Кларк перебрался жить к дочери два года назад, после смерти жены. Мерси видела, как он двигался к пропасти, потом от нее. В этой перемене направления большую роль сыграл Тим-младший. Отец Мерси замечательно управлялся с внуком. Она мысленно называла их Мужчинами.
– Я соскучилась по своим Мужчинам.
– А мы по тебе. Не перетруждайся.
* * *
Наступил полдень, но Пол Саморра не появился. Не позвонил, не передал сообщения на пейджер, не дал о себе знать. Мерси работала вместе с ним всего три месяца, и он впервые вел себя так непрофессионально и невежливо.
В час дня Мерси позвонила ему домой, там включился автоответчик. В больнице, подумала она. Отыскала телефонный номер палаты в медицинском центре, где лежала жена Пола, но передумала звонить. Она сознавала себя бессильной перед болезнями и боялась того, перед чем была бессильна.
Навела справки о прошлом Александра Коутса: судимостей нет.
Проверила количество нераскрытых дел об убийствах проституток за последние два года: три.
Позвонила начальнику службы безопасности телефонной компании, попросила список телефонов, по которым звонили Обри Уиттакер. Без ордера, без повестки, безо всякой ерунды, побыстрее. Он ответил, что перезвонит.
Просмотрела календарь – адресную книгу Обри Уиттакер и задумалась над некоторыми обнаруженными там записями. Имен с фамилиями было немного, большей частью только фамилии с инициалами. Возле некоторых были даже, судя по всему, номера кредитных карточек. «Черт возьми, – подумала Мерси, – человек расплачивается с проституткой кредитной карточкой, а когда жена оплачивает счета, говорит ей, будто выложил деньги за нарушение правил уличного движения. За нарушение супружеской верности».
Возле многих фамилий номера отсутствовали. Клиенты со стороны, предположила Мерси, чтобы не делиться доходами с посредниками из ЮСАХ? Две фамилии показались ей знакомыми, и она позвонила в окружную газету «Джорнал» знакомому, который мог собрать данные об этих людях. Со своей стороны пообещала сообщить ему первому все сведения, если информация будет заслуживать освещения в печати. Добавила еще двадцать фамилий людей, занимавших видное положение, которые быстро разговорятся, если нажать на них.
В день своей смерти Обри Уиттакер встречалась с «др.» без четверти четыре и «уж.» с «Т.Т.» в половине девятого. Накануне по календарю у нее значилось четыре встречи.

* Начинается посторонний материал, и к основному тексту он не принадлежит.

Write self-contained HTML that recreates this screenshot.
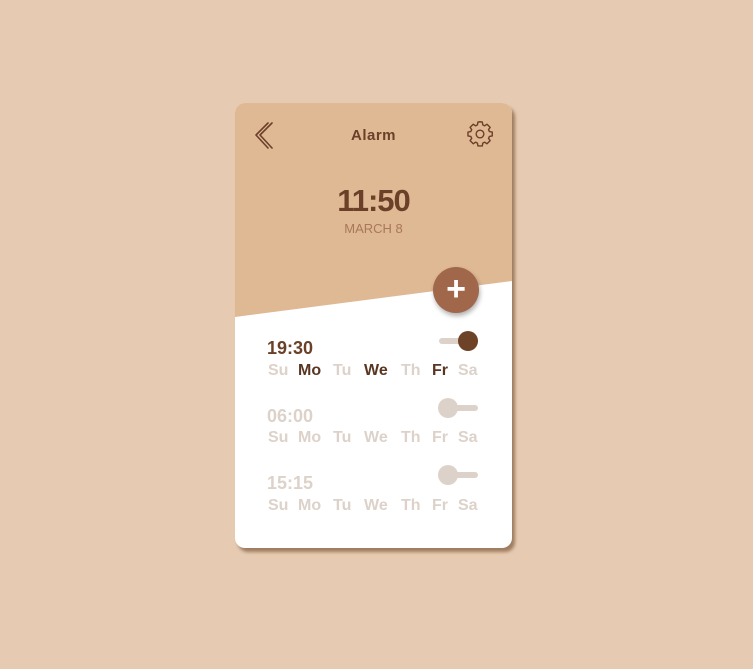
<html><head><style>
body{margin:0;width:753px;height:669px;background:#e6cbb2;font-family:"Liberation Sans",sans-serif;position:relative;overflow:hidden}
.card{position:absolute;left:235px;top:103px;width:277px;height:445px;border-radius:10px;background:#fff;overflow:hidden;box-shadow:3px 4px 3px rgba(100,60,30,.55)}
.top{position:absolute;left:0;top:0;width:277px;height:214px;background:#dfb894;clip-path:polygon(0 0,100% 0,100% 178px,0 214px)}
.a{position:absolute}
.t{font-weight:bold;font-size:18px;color:#6b4029}
.d{position:absolute;font-weight:bold;font-size:16px;color:#ddd2c9}
.on{color:#5a3622}
.trk{position:absolute;width:39px;height:6px;border-radius:3px;background:#ddd2c9}
.kn{position:absolute;width:20px;height:20px;border-radius:50%;background:#ddd2c9}
</style></head><body>
<div class="card">
<div class="top"></div>
<svg class="a" style="left:20px;top:18px" width="22" height="30" viewBox="0 0 22 30"><path d="M17 2 L5 14 L17 27 M13 2 L1 14 L13 27" fill="none" stroke="#6b4029" stroke-width="1.6" stroke-linejoin="round" stroke-linecap="round"/></svg>
<div class="a" style="left:0;width:277px;top:24px;text-align:center;font-weight:bold;font-size:15px;color:#6b4029;letter-spacing:.5px">Alarm</div>
<svg class="a" style="left:231px;top:17px" width="28" height="28" viewBox="0 0 24 24"><path d="M12 1.5l2 .3.4 2.4 1.6.8 2-1.4 2.7 2.7-1.4 2 .8 1.6 2.4.4v3.4l-2.4.4-.8 1.6 1.4 2-2.7 2.7-2-1.4-1.6.8-.4 2.4h-3.8l-.4-2.4-1.6-.8-2 1.4-2.7-2.7 1.4-2-.8-1.6-2.4-.4v-3.4l2.4-.4.8-1.6-1.4-2 2.7-2.7 2 1.4 1.6-.8.4-2.4z" fill="none" stroke="#6b4029" stroke-width="1.2" stroke-linejoin="round"/><circle cx="12" cy="12" r="3.3" fill="none" stroke="#6b4029" stroke-width="1.2"/></svg>
<div class="a" style="left:0;width:277px;top:80px;text-align:center;font-weight:bold;font-size:31px;color:#6b4029;letter-spacing:-1px">11:50</div>
<div class="a" style="left:0;width:277px;top:118px;text-align:center;font-size:13px;color:#a87858">MARCH 8</div>
<div class="a" style="left:198px;top:164px;width:46px;height:46px;border-radius:50%;background:#a0674a;box-shadow:1px 3px 5px rgba(0,0,0,.3);color:#fff;font-size:34px;line-height:44px;text-align:center;font-weight:bold">+</div>

<div class="a t" style="left:32px;top:235px">19:30</div>
<div class="trk" style="left:204px;top:235px"></div><div class="kn" style="left:223px;top:228px;background:#6e4226"></div>
<div class="a t" style="left:32px;top:303px;color:#ddd2c9">06:00</div>
<div class="trk" style="left:204px;top:302px"></div><div class="kn" style="left:203px;top:295px"></div>
<div class="a t" style="left:32px;top:370px;color:#ddd2c9">15:15</div>
<div class="trk" style="left:204px;top:369px"></div><div class="kn" style="left:203px;top:362px"></div>
</div>
<div id="rows"></div>
<script>
var xs=[268,298,333,364,401,432,458],n=["Su","Mo","Tu","We","Th","Fr","Sa"],ys=[362,429,497],h="";
ys.forEach(function(y,r){xs.forEach(function(x,i){var on=r==0&&(i==1||i==3||i==5);h+='<div class="d'+(on?' on':'')+'" style="left:'+x+'px;top:'+y+'px">'+n[i]+'</div>';});});
document.getElementById("rows").innerHTML=h;
</script>
</body></html>
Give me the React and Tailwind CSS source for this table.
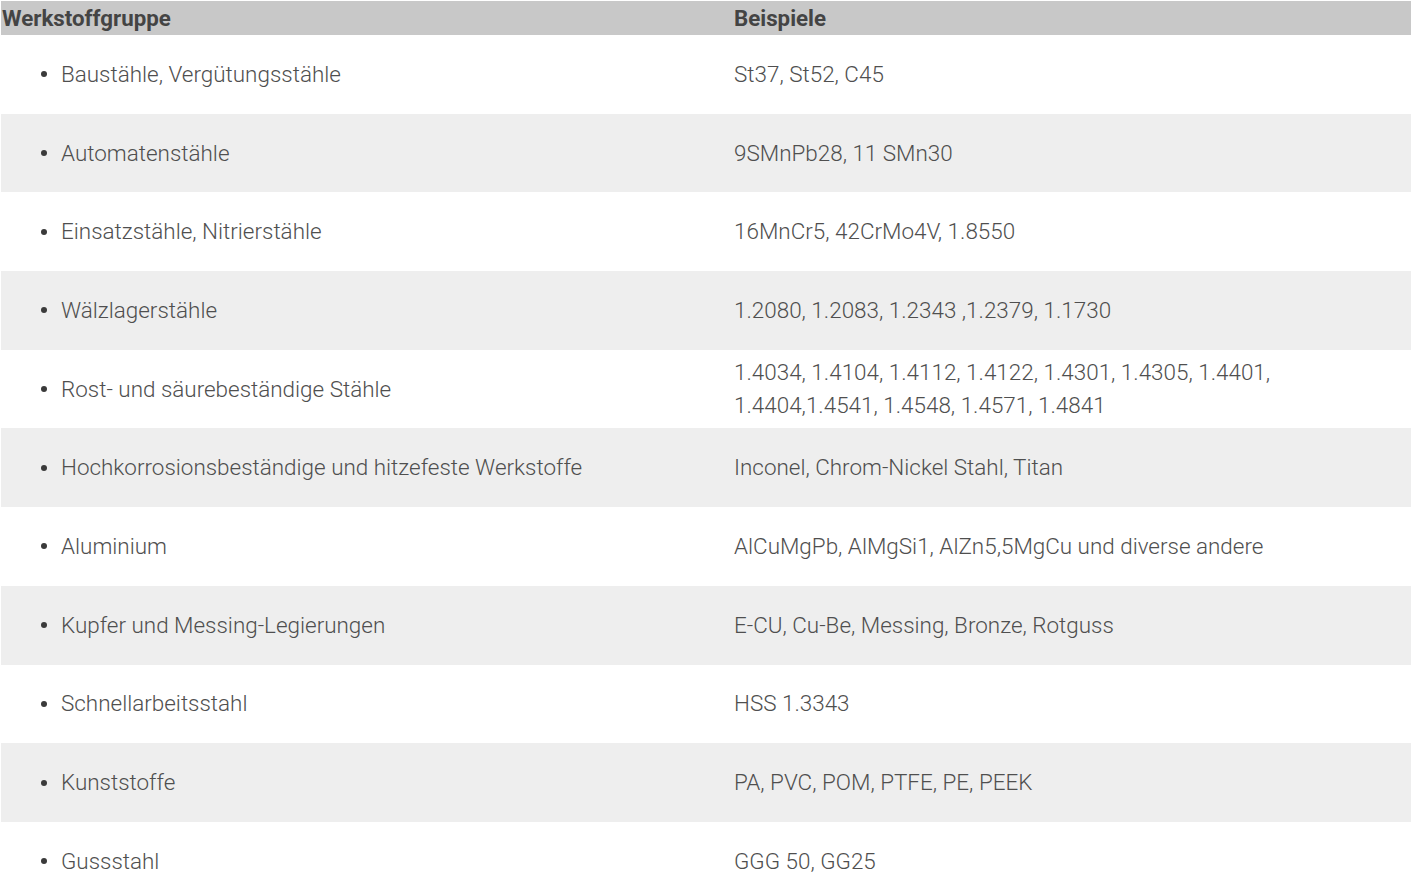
const rows = [
  ["Baustähle, Vergütungsstähle", ["St37, St52, C45"]],
  ["Automatenstähle", ["9SMnPb28, 11 SMn30"]],
  ["Einsatzstähle, Nitrierstähle", ["16MnCr5, 42CrMo4V, 1.8550"]],
  ["Wälzlagerstähle", ["1.2080, 1.2083, 1.2343 ,1.2379, 1.1730"]],
  [
    "Rost- und säurebeständige Stähle",
    ["1.4034, 1.4104, 1.4112, 1.4122, 1.4301, 1.4305, 1.4401,", "1.4404,1.4541, 1.4548, 1.4571, 1.4841"],
  ],
  ["Hochkorrosionsbeständige und hitzefeste Werkstoffe", ["Inconel, Chrom-Nickel Stahl, Titan"]],
  ["Aluminium", ["AlCuMgPb, AlMgSi1, AlZn5,5MgCu und diverse andere"]],
  ["Kupfer und Messing-Legierungen", ["E-CU, Cu-Be, Messing, Bronze, Rotguss"]],
  ["Schnellarbeitsstahl", ["HSS 1.3343"]],
  ["Kunststoffe", ["PA, PVC, POM, PTFE, PE, PEEK"]],
  ["Gussstahl", ["GGG 50, GG25"]],
];

export default function App() {
  return (
    <div className="w-[1411px] h-[879px] overflow-hidden bg-white pl-px pt-px font-['Roboto',sans-serif]">
      {/* header */}
      <div className="grid grid-cols-[733px_1fr] h-[34px] bg-[#c8c8c8] text-[#444] font-bold text-[22.3px] leading-[34px]">
        <div className="pl-px">Werkstoffgruppe</div>
        <div>Beispiele</div>
      </div>

      {rows.map(([group, examples], i) => (
        <div
          key={group}
          className={
            "grid grid-cols-[733px_1fr] h-[78.7px] items-center text-[#4f4f4f] font-light text-[22.45px] leading-[33px] " +
            (i % 2 === 1 ? "bg-[#eeeeee]" : "bg-white")
          }
        >
          <div className="flex items-center">
            <span className="ml-[40px] w-[6px] h-[6px] rounded-full bg-[#3a3a3a]"></span>
            <span className="ml-[14px]">{group}</span>
          </div>
          <div>
            {examples.map((line) => (
              <div key={line}>{line}</div>
            ))}
          </div>
        </div>
      ))}
    </div>
  );
}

К удивлению Мерси, воскресные утра были помечены «8.30», видимо, это было связано с проповедями и мнением Обри о них.
Ставить Христа превыше всего – Кен X., хорошо, но подчас нереалистично.
«Маловероятно, – подумала Мерси. – Должно быть, эти слова означают нечто иное».
Сделав шесть телефонных звонков, она выяснила, что преподобный Кен Холли стоит во главе ньюпортской маранатской церкви и действительно три недели назад произносил проповедь на эту тему.